_____________________________________
CIS 455 / 555: Internet and Web Systems
Midterm 1 October 14, 2020
_____________________________________
Instructions (READ CAREFULLY):
• Time: You will have 24 hours to complete this exam and turn it in to Canvas. Your answers
should be submitted in plaintext form. No late exams will be accepted (not even if there
are technical difficulties), so finish and upload early!
• Materials: You can use slides, lecture recordings, notes, and any supplemental readings
from the course website. In addition, you can also access the following websites: o piazza.com
o canvas.upenn.edu
o cis.upenn.edu/~cis455
o tools.ietf.org/html/
NO OTHER WEBSITES ARE ALLOWED!! That includes (but is not limited to) Google and Stack Overflow. Use or suspected use of any other material will be considered cheating and will result in an automatic zero and referral for disciplinary action.
• Similarly, DO NOT communicate with any other student during the entire 24 hour period. Any suspected collaboration will be considered cheating for all students involved.
• Piazza: no public posts during the 24 hour period, including about projects. If you need to ask a clarification question, please use a private note and please ask it early. We will be using Piazza to post public clarifications as well, so please check that post often.
• As a take-home exam, many of these questions are open-ended with many possible answers. More important than your final solutions are that you can demonstrate that you understand the concepts deeply and can apply/synthesize them.
• Fill in what you know to get partial credit! If you find a question ambiguous, write down any assumptions you make.

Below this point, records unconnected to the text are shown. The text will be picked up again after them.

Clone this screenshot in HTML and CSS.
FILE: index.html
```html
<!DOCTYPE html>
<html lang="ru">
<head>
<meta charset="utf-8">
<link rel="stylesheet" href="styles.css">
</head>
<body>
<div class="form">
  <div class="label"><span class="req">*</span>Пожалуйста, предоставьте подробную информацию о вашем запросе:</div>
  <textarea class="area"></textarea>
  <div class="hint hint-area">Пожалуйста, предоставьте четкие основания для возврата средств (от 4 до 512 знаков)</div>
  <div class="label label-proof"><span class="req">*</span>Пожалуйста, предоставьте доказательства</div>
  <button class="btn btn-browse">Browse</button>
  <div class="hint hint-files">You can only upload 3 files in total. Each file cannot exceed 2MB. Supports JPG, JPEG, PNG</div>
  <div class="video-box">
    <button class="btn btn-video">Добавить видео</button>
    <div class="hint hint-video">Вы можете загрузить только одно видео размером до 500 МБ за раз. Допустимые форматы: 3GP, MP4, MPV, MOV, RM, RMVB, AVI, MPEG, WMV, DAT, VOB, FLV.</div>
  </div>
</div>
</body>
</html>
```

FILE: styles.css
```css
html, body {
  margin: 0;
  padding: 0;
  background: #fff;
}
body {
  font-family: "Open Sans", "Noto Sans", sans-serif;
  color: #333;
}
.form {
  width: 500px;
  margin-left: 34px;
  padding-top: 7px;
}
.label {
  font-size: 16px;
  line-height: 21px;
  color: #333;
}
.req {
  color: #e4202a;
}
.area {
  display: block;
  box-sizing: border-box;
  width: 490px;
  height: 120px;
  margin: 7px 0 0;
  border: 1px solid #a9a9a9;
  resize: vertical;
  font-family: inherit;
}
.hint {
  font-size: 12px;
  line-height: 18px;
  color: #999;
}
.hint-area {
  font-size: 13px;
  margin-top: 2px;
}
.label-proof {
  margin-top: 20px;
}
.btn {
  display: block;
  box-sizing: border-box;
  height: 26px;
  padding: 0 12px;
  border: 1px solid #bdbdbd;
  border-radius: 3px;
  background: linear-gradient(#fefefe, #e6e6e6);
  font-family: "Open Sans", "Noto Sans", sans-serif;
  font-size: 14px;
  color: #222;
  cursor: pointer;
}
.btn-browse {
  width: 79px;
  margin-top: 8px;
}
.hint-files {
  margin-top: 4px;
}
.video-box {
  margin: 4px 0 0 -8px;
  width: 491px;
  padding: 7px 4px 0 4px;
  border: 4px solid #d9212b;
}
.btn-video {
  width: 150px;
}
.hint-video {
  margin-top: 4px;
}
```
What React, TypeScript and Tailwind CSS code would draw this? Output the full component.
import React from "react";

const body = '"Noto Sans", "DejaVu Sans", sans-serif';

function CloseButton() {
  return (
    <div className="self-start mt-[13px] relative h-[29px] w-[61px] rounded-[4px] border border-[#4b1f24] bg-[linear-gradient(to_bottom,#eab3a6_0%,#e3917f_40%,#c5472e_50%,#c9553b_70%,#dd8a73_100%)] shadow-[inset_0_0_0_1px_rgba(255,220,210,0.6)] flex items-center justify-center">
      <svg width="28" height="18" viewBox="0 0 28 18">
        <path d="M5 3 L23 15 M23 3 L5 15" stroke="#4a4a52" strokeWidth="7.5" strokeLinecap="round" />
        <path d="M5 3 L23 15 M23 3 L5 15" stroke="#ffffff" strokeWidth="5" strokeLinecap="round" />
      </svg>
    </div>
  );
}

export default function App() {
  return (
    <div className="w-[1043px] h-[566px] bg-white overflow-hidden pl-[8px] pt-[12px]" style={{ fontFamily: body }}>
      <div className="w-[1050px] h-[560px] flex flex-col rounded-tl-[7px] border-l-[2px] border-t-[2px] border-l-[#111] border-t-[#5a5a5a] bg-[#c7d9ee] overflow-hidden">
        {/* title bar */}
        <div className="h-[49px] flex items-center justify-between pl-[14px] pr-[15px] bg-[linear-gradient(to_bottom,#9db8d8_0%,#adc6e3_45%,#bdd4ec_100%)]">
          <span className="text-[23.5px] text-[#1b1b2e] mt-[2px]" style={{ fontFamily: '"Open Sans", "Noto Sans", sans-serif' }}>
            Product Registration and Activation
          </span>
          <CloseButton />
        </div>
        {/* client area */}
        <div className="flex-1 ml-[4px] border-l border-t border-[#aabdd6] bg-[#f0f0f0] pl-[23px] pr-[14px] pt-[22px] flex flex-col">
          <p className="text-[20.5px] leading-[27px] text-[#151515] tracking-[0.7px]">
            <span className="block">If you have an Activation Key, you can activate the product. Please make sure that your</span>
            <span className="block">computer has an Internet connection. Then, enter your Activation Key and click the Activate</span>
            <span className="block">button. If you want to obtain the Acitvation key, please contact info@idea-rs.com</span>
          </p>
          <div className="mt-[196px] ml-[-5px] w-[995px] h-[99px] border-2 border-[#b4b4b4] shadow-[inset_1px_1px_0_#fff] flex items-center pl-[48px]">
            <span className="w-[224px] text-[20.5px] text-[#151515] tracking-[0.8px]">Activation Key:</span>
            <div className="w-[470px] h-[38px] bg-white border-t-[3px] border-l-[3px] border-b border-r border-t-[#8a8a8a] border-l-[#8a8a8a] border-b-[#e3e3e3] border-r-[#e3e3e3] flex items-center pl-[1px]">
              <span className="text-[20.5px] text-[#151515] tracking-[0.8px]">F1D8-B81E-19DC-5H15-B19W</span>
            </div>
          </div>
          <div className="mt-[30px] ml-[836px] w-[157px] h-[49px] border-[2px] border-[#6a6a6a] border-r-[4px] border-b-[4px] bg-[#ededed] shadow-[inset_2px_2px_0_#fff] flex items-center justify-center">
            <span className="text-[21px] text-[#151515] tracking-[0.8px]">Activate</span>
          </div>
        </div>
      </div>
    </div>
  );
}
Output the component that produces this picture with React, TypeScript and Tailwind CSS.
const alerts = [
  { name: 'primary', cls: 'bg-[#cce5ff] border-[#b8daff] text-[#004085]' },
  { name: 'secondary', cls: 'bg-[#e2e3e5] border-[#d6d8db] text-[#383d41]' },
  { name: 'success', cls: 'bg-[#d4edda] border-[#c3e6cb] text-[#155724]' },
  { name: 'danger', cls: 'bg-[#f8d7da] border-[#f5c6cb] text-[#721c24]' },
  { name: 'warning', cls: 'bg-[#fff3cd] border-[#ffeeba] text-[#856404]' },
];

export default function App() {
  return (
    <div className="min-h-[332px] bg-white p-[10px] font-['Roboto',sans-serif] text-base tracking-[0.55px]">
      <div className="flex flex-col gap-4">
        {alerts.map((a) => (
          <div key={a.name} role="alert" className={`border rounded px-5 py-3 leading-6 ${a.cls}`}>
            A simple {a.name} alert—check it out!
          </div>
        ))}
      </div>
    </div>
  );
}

• Last, but not least, at the top of the Canvas text submission include the following:
Name:
PennKey:
I,
1. [12 points] The web server you built in HW1 is an example of a Computer System, as defined by Butler Lampson. Pick your favorite advice from his paper on System Design and describe how components of your HW1 web server follow that advice. Alternatively, if your system does not follow the piece of advice, you may describe how your Web Server should be designed instead. Pick a total of three pieces of advice.
2. a. [14 points] Write an XML Schema for a B+ tree of order 3. We have supplied the first two lines of your implementation.

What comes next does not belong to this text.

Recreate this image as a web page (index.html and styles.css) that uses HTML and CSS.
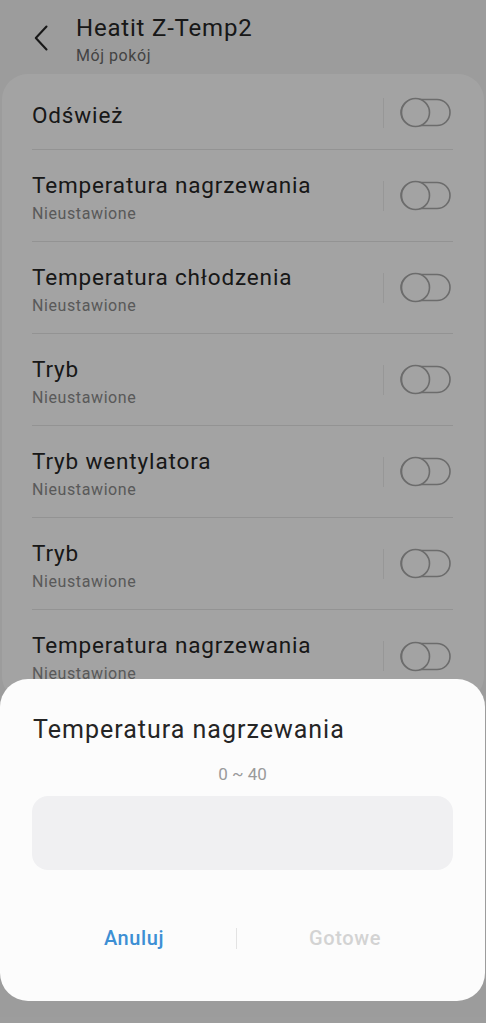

b. [4 points] Write a corresponding .xml document for the Schema you defined in (a). Your B+ tree must have at least 3 layers.

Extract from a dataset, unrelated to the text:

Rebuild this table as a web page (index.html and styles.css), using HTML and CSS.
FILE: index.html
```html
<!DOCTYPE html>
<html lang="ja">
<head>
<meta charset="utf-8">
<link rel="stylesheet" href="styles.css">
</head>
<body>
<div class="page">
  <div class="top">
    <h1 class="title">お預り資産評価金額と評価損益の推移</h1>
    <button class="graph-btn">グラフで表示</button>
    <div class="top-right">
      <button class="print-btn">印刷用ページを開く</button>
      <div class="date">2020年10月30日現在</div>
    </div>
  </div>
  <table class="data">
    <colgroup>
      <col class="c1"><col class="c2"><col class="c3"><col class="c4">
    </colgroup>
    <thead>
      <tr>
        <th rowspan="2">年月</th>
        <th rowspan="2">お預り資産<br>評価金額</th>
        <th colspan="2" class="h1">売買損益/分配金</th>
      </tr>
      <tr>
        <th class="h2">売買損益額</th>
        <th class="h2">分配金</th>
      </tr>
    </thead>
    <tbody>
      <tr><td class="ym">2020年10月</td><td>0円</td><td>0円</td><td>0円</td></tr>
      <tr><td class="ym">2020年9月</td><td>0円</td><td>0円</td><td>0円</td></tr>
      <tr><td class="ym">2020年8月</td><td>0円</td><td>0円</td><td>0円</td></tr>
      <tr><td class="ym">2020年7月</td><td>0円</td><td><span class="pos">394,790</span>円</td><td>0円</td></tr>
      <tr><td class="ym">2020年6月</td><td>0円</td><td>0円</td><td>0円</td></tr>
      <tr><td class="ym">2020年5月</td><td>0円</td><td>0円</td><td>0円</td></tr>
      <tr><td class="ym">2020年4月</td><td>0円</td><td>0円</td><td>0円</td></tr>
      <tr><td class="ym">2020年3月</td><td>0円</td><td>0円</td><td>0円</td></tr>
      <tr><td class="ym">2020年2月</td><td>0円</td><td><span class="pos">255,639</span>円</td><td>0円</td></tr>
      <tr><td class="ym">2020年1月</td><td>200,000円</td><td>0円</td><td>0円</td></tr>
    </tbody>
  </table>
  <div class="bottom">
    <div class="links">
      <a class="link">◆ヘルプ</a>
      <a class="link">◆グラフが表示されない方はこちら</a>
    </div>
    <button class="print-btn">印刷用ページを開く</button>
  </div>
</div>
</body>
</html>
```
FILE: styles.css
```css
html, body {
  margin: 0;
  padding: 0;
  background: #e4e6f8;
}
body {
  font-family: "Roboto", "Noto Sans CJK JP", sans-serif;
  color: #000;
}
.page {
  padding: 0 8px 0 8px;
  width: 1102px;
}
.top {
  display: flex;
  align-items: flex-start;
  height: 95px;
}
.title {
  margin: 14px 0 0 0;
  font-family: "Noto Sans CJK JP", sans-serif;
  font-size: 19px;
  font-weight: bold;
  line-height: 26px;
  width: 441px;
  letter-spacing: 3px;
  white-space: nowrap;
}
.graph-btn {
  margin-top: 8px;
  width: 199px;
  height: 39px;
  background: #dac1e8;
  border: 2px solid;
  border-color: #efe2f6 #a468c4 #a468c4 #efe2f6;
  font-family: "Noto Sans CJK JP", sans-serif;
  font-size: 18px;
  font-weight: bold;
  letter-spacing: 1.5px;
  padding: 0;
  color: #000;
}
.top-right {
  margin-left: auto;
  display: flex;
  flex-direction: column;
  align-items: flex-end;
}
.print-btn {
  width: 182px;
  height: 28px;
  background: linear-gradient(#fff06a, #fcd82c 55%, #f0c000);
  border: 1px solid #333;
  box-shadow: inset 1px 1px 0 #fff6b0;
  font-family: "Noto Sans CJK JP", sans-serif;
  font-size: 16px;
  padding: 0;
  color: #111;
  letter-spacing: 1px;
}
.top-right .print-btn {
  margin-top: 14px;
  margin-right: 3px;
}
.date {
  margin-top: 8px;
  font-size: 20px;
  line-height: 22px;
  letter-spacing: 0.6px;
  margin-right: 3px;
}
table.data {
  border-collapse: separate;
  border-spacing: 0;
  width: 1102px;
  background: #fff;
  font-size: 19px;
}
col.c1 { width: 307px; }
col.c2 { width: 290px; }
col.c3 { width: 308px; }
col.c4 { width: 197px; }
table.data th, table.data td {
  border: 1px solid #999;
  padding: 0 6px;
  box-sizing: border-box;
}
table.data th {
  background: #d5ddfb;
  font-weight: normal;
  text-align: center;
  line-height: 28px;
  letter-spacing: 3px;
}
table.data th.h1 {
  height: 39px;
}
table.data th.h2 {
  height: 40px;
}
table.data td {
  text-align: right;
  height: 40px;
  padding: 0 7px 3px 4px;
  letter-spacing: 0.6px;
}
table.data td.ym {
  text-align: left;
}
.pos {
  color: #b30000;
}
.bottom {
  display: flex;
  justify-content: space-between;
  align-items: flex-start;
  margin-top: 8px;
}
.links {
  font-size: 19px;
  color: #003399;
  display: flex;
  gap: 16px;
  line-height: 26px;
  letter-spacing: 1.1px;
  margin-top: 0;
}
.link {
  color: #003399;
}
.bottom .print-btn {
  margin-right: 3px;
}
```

3. [8 points] In HttpParsing.java (lines 117 – 124) a missing piece of functionality is the ability to handle multi-line headers. Update the code to be able to handle multi-line headers correctly.
4. [10 points] Consider the following two web server designs:
A: A webserver deployed using a Linux 4.0.11 container and Java 8. The host has Linux 4.0.11 and Java 11, but not Java 8. The webserver has a single listener thread that spawns a new thread for every incoming request.
B: A webserver deployed in a Linux VM with Java 8. The host is running Windows and Java 11. The server has a single listener thread and a pool of worker threads, with the listener placing tasks on a queue, which are pulled out by the workers whenever they are ready for the next task.
Compare and contrast the two designs. When will A outperform B? When will B outperform A? A compute answer will have at least 1 paragraph of text (4-6 sentences).
5. [12 points] Before search engines, the only way to browse the web was through web directories, which were hierarchical repositories of webpages categorized by subject. For example, the oldest website for which we have a copy is http://info.cern.ch/, created by the inventor of HTTP. It contains a web directory with the top-level Subjects: Aeronautics, Astronomy and Astrophysics, Bio Sciences, Computing, Geography, etc. The current largest web directory contains around 3.3M sites in 1M categories/subcategories.
Imagine a world where search engines were never invented and we only interacted with the web using directories. What are the pros and cons of this design? A complete answer will have at least 3 pros and 3 cons.
6. Consider a server with a route:
post(“/session/:key/:value”, (req, res) -> { String key = req.params(“:key”);
String value = req.params(“:value”); req.session().attribute(key, value); return “done”;
}
a. [6 points] Describe how an off-path attacker might be able to modify the session state of a victim. Be as detailed as possible, including but not limited to writing out the HTTP messages it would send.
b. [2 points] Briefly describe how a server might defend against your attack in (a). A complete answer can have as little as a single sentence.